### YOUR TASK
Print the listing as it stands, omitting all images.

- - - -

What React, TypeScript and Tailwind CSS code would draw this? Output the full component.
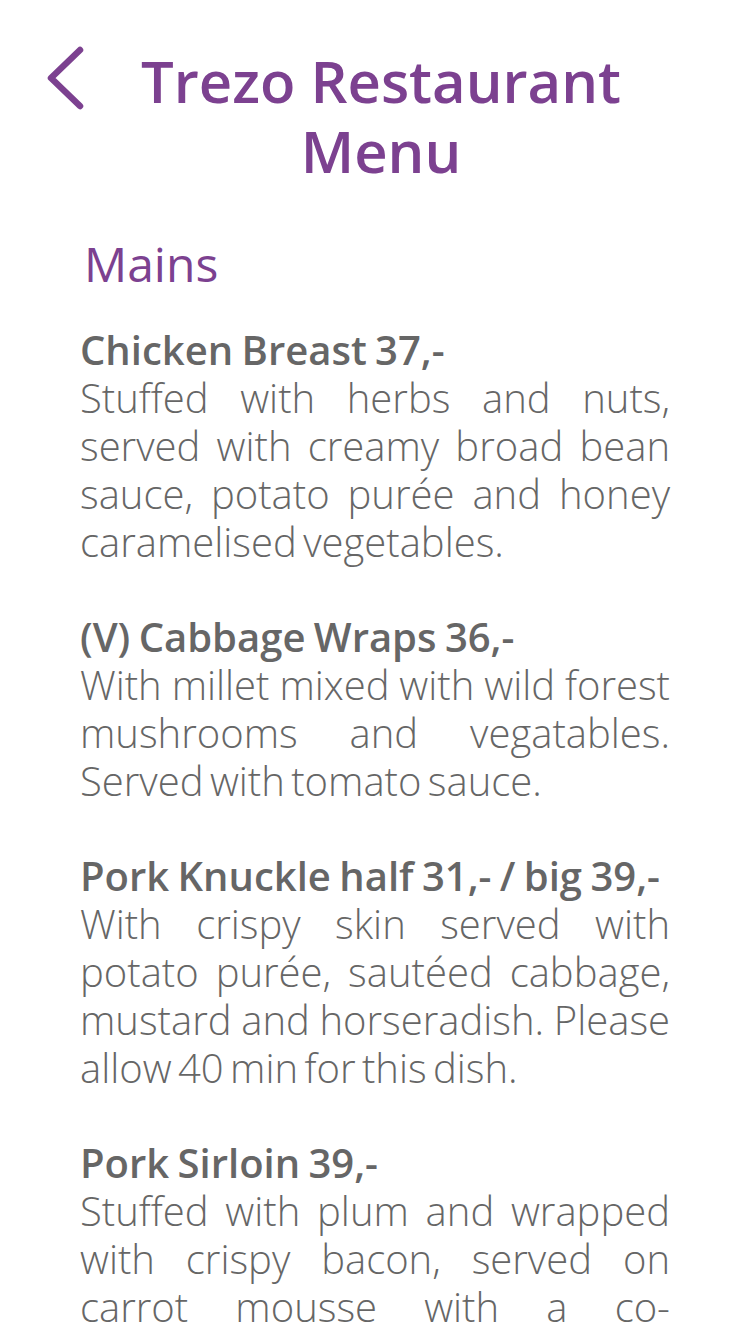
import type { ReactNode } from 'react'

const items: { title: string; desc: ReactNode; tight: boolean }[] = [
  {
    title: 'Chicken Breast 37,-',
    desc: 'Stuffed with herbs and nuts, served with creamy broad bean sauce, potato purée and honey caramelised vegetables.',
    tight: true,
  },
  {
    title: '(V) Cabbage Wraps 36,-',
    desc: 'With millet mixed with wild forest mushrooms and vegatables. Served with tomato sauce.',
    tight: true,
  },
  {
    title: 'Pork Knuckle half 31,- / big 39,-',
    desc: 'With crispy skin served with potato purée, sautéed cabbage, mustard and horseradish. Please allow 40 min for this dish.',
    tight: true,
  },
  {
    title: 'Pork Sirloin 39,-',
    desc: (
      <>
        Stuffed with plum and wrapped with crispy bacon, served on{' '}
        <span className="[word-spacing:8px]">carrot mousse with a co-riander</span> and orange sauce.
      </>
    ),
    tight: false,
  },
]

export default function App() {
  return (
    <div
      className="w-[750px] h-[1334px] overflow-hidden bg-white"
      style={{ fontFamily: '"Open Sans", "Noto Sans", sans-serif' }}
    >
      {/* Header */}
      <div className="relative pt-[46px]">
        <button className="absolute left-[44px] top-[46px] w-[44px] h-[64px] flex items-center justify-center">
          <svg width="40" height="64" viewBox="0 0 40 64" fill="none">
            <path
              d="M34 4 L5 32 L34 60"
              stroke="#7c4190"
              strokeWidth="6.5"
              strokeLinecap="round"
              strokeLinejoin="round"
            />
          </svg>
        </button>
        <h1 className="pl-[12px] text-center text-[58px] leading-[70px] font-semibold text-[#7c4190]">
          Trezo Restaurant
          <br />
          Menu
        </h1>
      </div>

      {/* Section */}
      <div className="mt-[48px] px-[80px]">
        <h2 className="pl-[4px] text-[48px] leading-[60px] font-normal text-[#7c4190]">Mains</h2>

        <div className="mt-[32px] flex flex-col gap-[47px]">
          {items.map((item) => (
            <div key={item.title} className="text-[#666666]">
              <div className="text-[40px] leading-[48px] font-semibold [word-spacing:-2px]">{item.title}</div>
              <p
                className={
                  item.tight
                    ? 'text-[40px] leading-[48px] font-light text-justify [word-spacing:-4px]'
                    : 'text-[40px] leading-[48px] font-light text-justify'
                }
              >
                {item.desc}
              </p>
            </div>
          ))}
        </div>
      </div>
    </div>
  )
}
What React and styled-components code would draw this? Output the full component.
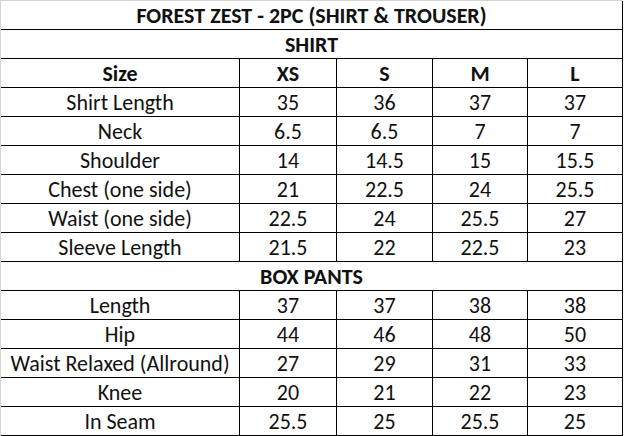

- - - -

### EXPECTED OUTPUT
What React, TypeScript and Tailwind CSS code would draw this? Output the full component.
import type { ReactNode } from 'react'

const items: { title: string; desc: ReactNode; tight: boolean }[] = [
  {
    title: 'Chicken Breast 37,-',
    desc: 'Stuffed with herbs and nuts, served with creamy broad bean sauce, potato purée and honey caramelised vegetables.',
    tight: true,
  },
  {
    title: '(V) Cabbage Wraps 36,-',
    desc: 'With millet mixed with wild forest mushrooms and vegatables. Served with tomato sauce.',
    tight: true,
  },
  {
    title: 'Pork Knuckle half 31,- / big 39,-',
    desc: 'With crispy skin served with potato purée, sautéed cabbage, mustard and horseradish. Please allow 40 min for this dish.',
    tight: true,
  },
  {
    title: 'Pork Sirloin 39,-',
    desc: (
      <>
        Stuffed with plum and wrapped with crispy bacon, served on{' '}
        <span className="[word-spacing:8px]">carrot mousse with a co-riander</span> and orange sauce.
      </>
    ),
    tight: false,
  },
]

export default function App() {
  return (
    <div
      className="w-[750px] h-[1334px] overflow-hidden bg-white"
      style={{ fontFamily: '"Open Sans", "Noto Sans", sans-serif' }}
    >
      {/* Header */}
      <div className="relative pt-[46px]">
        <button className="absolute left-[44px] top-[46px] w-[44px] h-[64px] flex items-center justify-center">
          <svg width="40" height="64" viewBox="0 0 40 64" fill="none">
            <path
              d="M34 4 L5 32 L34 60"
              stroke="#7c4190"
              strokeWidth="6.5"
              strokeLinecap="round"
              strokeLinejoin="round"
            />
          </svg>
        </button>
        <h1 className="pl-[12px] text-center text-[58px] leading-[70px] font-semibold text-[#7c4190]">
          Trezo Restaurant
          <br />
          Menu
        </h1>
      </div>

      {/* Section */}
      <div className="mt-[48px] px-[80px]">
        <h2 className="pl-[4px] text-[48px] leading-[60px] font-normal text-[#7c4190]">Mains</h2>

        <div className="mt-[32px] flex flex-col gap-[47px]">
          {items.map((item) => (
            <div key={item.title} className="text-[#666666]">
              <div className="text-[40px] leading-[48px] font-semibold [word-spacing:-2px]">{item.title}</div>
              <p
                className={
                  item.tight
                    ? 'text-[40px] leading-[48px] font-light text-justify [word-spacing:-4px]'
                    : 'text-[40px] leading-[48px] font-light text-justify'
                }
              >
                {item.desc}
              </p>
            </div>
          ))}
        </div>
      </div>
    </div>
  )
}
What React and styled-components code would draw this? Output the full component.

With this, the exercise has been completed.